Светлый фон

* * *

Меня вели вниз. Я понял: вероятно, в двойник 2-го корпуса. Значит, теперь — книги, газеты, прогулки и, может быть, передачи. Я был изумлен видом камеры. На койке лежал заключенный. В этот час раннего вечера лежать не полагалось. На полу, на газетных листах, валялись кучи недоеденной пшенной каши и разные объедки. Особенно меня поразил унитаз — он казался изнутри обросшим рыжей шерстью. Я всмотрелся в лицо заключенного— оно показалось мне знакомым. Я поклонился. Он ответил мне слабым движением головы и тихо сказал: «Я вас знаю. Мы встречались в Херсонесе на съезде археологов». Это был Бабенчиков. И мне вспомнился севастопольский энтузиаст-краевед, составитель замечательной карты, столь высоко оцененной археологами. На карте Гераклеи были нанесены пещеры и остатки таинственных башен. Таинственных — т. к. ученые гадали: что это — следы ли водоносной системы или остатки феодальных башен.

Я пробовал разговориться с Бабенчиковым (помнится, Павел Петрович), но говорил он с трудом и отвечал нехотя. На другой день он стал разговорчивее, и вскоре я узнал, что мы однодельцы, что его обвинили в шпионаже, что карта, составленная им, предназначалась для передачи германскому генеральному штабу! В Ленинграде арестовано большое число немцев, в том числе профессор новой истории Вульфиус, и немцы, бывшие в студенческие годы корпорантами. К вечеру следующего дня Бабенчиков начал меня беспокоить. Он лежал и бил себя в грудь, произнося одно слово: «При-го-вор!» Через несколько дней он сообщил мне, что согласился подписать протокол о признании шпионской деятельности.

От грязи в камере было много клопов. Я зажигал спички и давил их, вернее, подносил спичку, и клоп сгорал. Вдруг Бабенчиков простонал: «Николай Павлович, вот вы зажигаете свет. А вы знаете, какой это грозит опасностью!» И Бабенчиков показал на потолок, на окно, на двери. Всюду были враги.

А мне и самому не хотелось нарушать мрак камеры — так я измучился негасимой лампочкой в одиночке.

Я наконец понял, что Бабенчиков душевно заболел, что у него полная депрессия. Он был не в состоянии отвечать на открытки родным.

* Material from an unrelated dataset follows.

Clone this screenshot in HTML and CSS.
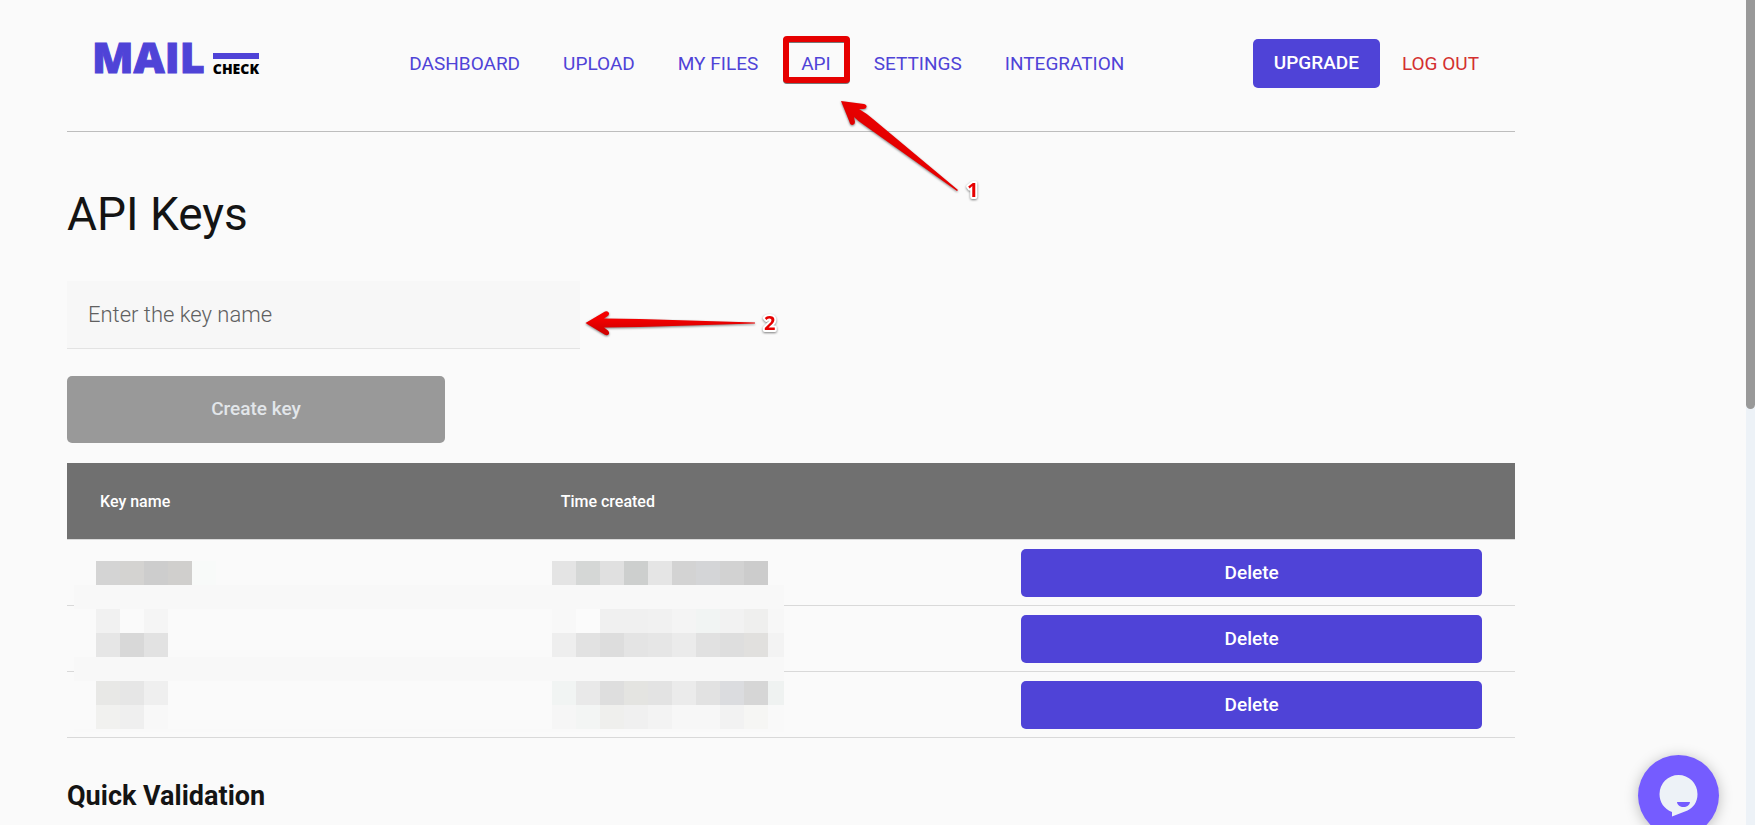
FILE: index.html
```html
<!DOCTYPE html>
<html lang="en">
<head>
<meta charset="utf-8">
<title>API Keys - Mail Check</title>
<meta name="viewport" content="width=device-width, initial-scale=1">
<link rel="stylesheet" href="styles.css">
</head>
<body>
<div class="page">
  <header class="header">
    <a class="logo" href="#" aria-label="Mail Check">
      <span class="logo-mail">MAIL</span>
      <span class="logo-side"><span class="logo-bar"></span><span class="logo-check">CHECK</span></span>
    </a>
    <nav class="nav">
      <a href="#">DASHBOARD</a>
      <a href="#">UPLOAD</a>
      <a href="#">MY FILES</a>
      <span class="marked">
        <a href="#">API</a>
        <svg class="note note-api" width="110" height="172" viewBox="780 32 110 172" aria-hidden="true">
          <defs>
            <linearGradient id="red" x1="1" y1="0" x2="0" y2="1"><stop offset="0.3" stop-color="#f40000"/><stop offset="0.7" stop-color="#d80000"/></linearGradient>
          </defs>
          <rect x="786" y="40" width="61" height="41" rx="1" fill="none" stroke="#777" stroke-width="6" stroke-linejoin="round"/>
          <rect x="786" y="39" width="61" height="41" rx="1" fill="none" stroke="#e60000" stroke-width="6" stroke-linejoin="round"/>
          <path class="shade" d="M841 101 L864 104 Q867 105 866.500 107 Q866 109.500 862 109 L859 109 Q866 113 873 119 L958 190 L957 191 L864 125 Q858 121 854 117 L855 122 Q855 124.500 852.500 125 Q850 125 849.500 122 Z" fill="url(#red)"/>
          <text class="note-num" x="967" y="197">1</text>
        </svg>
      </span>
      <a href="#">SETTINGS</a>
      <a href="#">INTEGRATION</a>
    </nav>
    <div class="account">
      <button class="btn upgrade" type="button">UPGRADE</button>
      <a class="logout" href="#">LOG OUT</a>
    </div>
  </header>

  <main>
    <h1>API Keys</h1>
    <form class="key-form">
      <div class="field">
        <input type="text" placeholder="Enter the key name" aria-label="Key name">
        <svg class="note note-input" width="200" height="40" viewBox="580 303 200 40" aria-hidden="true">
          <defs>
            <linearGradient id="red2" x1="0" y1="0" x2="0" y2="1"><stop offset="0.3" stop-color="#f40000"/><stop offset="0.8" stop-color="#d40000"/></linearGradient>
          </defs>
          <path class="shade" d="M585.500 323 L605 311.500 Q608 310.500 609 313 Q609.500 315 607 316.500 L604 318.500 L640 319 L755 322.500 V323.500 L640 327 L604 327.500 L608 330.500 Q610 333 608.500 334.500 Q607 336 604.500 334.500 Z" fill="url(#red2)"/>
          <text class="note-num" x="764" y="330">2</text>
        </svg>
      </div>
      <button class="btn create" type="button" disabled>Create key</button>
    </form>

    <div class="keys">
      <table>
        <thead>
          <tr><th scope="col">Key name</th><th scope="col">Time created</th><th></th></tr>
        </thead>
        <tbody>
          <tr><td></td><td></td><td><button class="btn delete" type="button">Delete</button></td></tr>
          <tr><td></td><td></td><td><button class="btn delete" type="button">Delete</button></td></tr>
          <tr><td></td><td></td><td><button class="btn delete" type="button">Delete</button></td></tr>
        </tbody>
      </table>
      <svg class="mosaic" width="710" height="171" viewBox="74 561 710 171" shape-rendering="crispEdges" aria-hidden="true">
        <path fill="#fafafa" d="M74 561h710v171H74z"/>
        <path fill="#f8f8f8" d="M74 585h710v24H74zM74 657h710v24H74z"/>
        <path fill="#f9f9f9" d="M74 729h710v3H74z"/>
        <g id="mosaic-cells"></g>
      </svg>
    </div>

    <h2>Quick Validation</h2>
  </main>
</div>

<button class="chat" type="button" aria-label="Open chat">
  <svg width="81" height="81" viewBox="0 0 81 81" aria-hidden="true">
    <path fill="#edf2f7" d="M40.500 20a19 19 0 0 1 19 19c0 8-4 13.500-10 16.500L34 61.500V57C26 54 21.500 47 21.500 39a19 19 0 0 1 19-19z"/>
    <path fill="#755cff" d="M39 47h13c-.5 3.500-3 5-6.500 5S39.500 50.500 39 47z"/>
  </svg>
</button>
<div class="scrollbar" aria-hidden="true"><div class="thumb"></div></div>
<script src="mosaic.js"></script>
</body>
</html>
```

FILE: styles.css
```css
* { box-sizing: border-box; }
body {
  margin: 0;
  min-height: 100vh;
  overflow: hidden;
  background: #fafafa;
  color: #141414;
  font-family: Roboto, "Liberation Sans", sans-serif;
  font-size: 19px;
}
a { color: #4f43d7; text-decoration: none; }
.page { max-width: 1515px; padding-left: 67px; }

.header {
  display: flex;
  justify-content: space-between;
  align-items: center;
  height: 132px;
  padding: 0 36px 4px 25px;
  border-bottom: 1px solid #bdbdbd;
}
.logo {
  display: flex;
  gap: 8px;
  padding: 0 22px 14px 0;
  font-family: "Open Sans", sans-serif;
  font-weight: 800;
}
.logo-mail { font-size: 43px; line-height: 44px; -webkit-text-stroke: 1px #4f43d7; }
.logo-side { display: flex; flex-direction: column; padding-top: 18px; }
.logo-bar { height: 6px; background: #4f43d7; }
.logo-check { margin-top: 1px; color: #000; font-size: 14px; line-height: 18px; }
.nav { display: flex; gap: 43px; line-height: 24px; }
.marked { position: relative; }
.account { display: flex; align-items: center; gap: 22px; }
.logout { color: #d32f2f; }

.btn {
  border: 0;
  border-radius: 5px;
  background: #4f43d7;
  color: #fff;
  font: 500 19px/24px Roboto, "Liberation Sans", sans-serif;
}
.upgrade { padding: 12px 21px 13px; }

.note { position: absolute; overflow: visible; pointer-events: none; }
.note-api { left: -21px; top: -20px; }
.note-input { left: 100%; top: 22px; }
.shade { filter: drop-shadow(0 1px 1px rgba(0, 0, 0, 0.5)); }
.note-num {
  fill: #e60000;
  stroke: #fff;
  stroke-width: 4px;
  stroke-linejoin: round;
  paint-order: stroke;
  font: 700 20px "Open Sans", sans-serif;
  filter: drop-shadow(0 1px 1px rgba(0, 0, 0, 0.5));
}

h1 { margin: 55px 0 39px; font-weight: 400; font-size: 46px; line-height: 55px; }
.key-form { margin-bottom: 20px; }
.field { position: relative; max-width: 513px; margin-bottom: 27px; }
.field input {
  display: block;
  width: 100%;
  height: 68px;
  padding: 0 21px;
  border: 0;
  border-bottom: 1px solid #e3e3e3;
  border-radius: 0;
  background: #f7f7f7;
  font: 300 22px Roboto, "Liberation Sans", sans-serif;
}
.field input::placeholder { color: #606060; opacity: 1; }
.create {
  display: block;
  width: 100%;
  max-width: 378px;
  height: 67px;
  padding: 0 0 2px;
  background: #999;
  color: #e2e6ea;
}

.keys { position: relative; }
table, thead, tbody { display: block; }
tr {
  display: grid;
  grid-template-columns: repeat(3, 1fr);
  align-items: center;
  padding: 9px 33px 8px;
  border-bottom: 1px solid #d9d9d9;
}
thead tr { height: 77px; background: #707070; }
th { padding: 0; text-align: left; color: #fff; font-weight: 500; font-size: 16px; }
td { padding: 0; }
.delete { display: block; width: 100%; height: 48px; }
.mosaic { position: absolute; left: 7px; top: 98px; }

h2 { margin: 41px 0 0; font-weight: 700; font-size: 27px; line-height: 34px; }

.chat {
  position: fixed;
  right: 36px;
  bottom: -11px;
  width: 81px;
  height: 81px;
  padding: 0;
  border: 0;
  border-radius: 50%;
  background: #755cff;
  box-shadow: 0 2px 14px rgba(0, 0, 0, 0.25);
}
.chat svg { display: block; }
.scrollbar { position: fixed; top: 0; right: 0; bottom: 0; width: 9px; background: #edf2f7; }
.thumb { height: 49.6%; background: #999; border-radius: 0 0 5px 5px; }
```

FILE: mosaic.js
```js
// Blurred-out cells: [x, y, colours of consecutive 24px squares]
const runs = [
  [96, 561, "d4d4d4 d4d3d1 cdcdcd d0cfcd f8faf9"],
  [96, 609, "f1f1f1 fafafa f5f5f5"],
  [96, 633, "e6e6e6 d8d8d8 e2e2e2"],
  [96, 681, "e8e8e6 e6e6e6 efefef"],
  [96, 705, "f1f1ef efefef f8f8f8"],
  [552, 561, "e4e4e4 d5d7d6 e0e0e0 cdcfce e5e5e5 d3d3d3 d4d5d7 d2d2d2 cccccc"],
  [552, 609, "f8f8f8 fbfbfb f0f0f0 f0f0f0 f1f1f1 f4f4f4 f1f4f3 f2f2f2 efefee f7f7f7"],
  [552, 633, "eeeeee e2e2e2 dddddd e4e4e4 e6e6e6 ebebeb e1e1e1 dedede e1e0de f3f3f3"],
  [552, 681, "f1f4f3 e9e9e9 dedede e4e4e1 e3e3e3 ebebeb e2e2e2 dbdcdf d6d6d6 eff2f1"],
  [552, 705, "f6f6f6 f3f5f4 efefed f0f0f0 f3f3f3 f7f7f7 f7f7f7 f2f2f2 f6f6f4 f9f9f9"]
];
const cells = document.getElementById("mosaic-cells");
for (const [x, y, colours] of runs) {
  colours.split(" ").forEach((colour, i) => {
    const cell = document.createElementNS("http://www.w3.org/2000/svg", "rect");
    cell.setAttribute("x", x + i * 24);
    cell.setAttribute("y", y);
    cell.setAttribute("width", 24);
    cell.setAttribute("height", 24);
    cell.setAttribute("fill", "#" + colour);
    cells.append(cell);
  });
}
```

Так вот ответ Стромина на мое заявление, написанное по совету врача после моего рассказа о зверьке гоплиц! Следователь применил ко мне еще один из своих методов. В этой жуткой камере меня продержали две недели. И вот теперь, через 25 лет, я с содроганием вспоминаю стоны Бабенчикова: «При-го-вор!» При этом он бил себя в грудь, и поэтому звук получался вибрирующим.

Все же я получил привилегию. Я мог получить книгу «Мадам Бовари». Как же я впитывал каждую строчку! И как оценил месье Бовари, раньше затушеванного ярким образом своей жены. На следующее утро после перевода меня к Бабенчикову я впервые дышал чистым (!) воздухом и увидел небо (не узкую полоску над намордником!). Но оказалось, что меня вывели случайно: приходили за Бабенчиковым, а так как он не вышел, а вышел я, то тюремщик принял меня за него и вывел на прогулку. Ошибка выяснилась, и я снова был лишен этой льготы.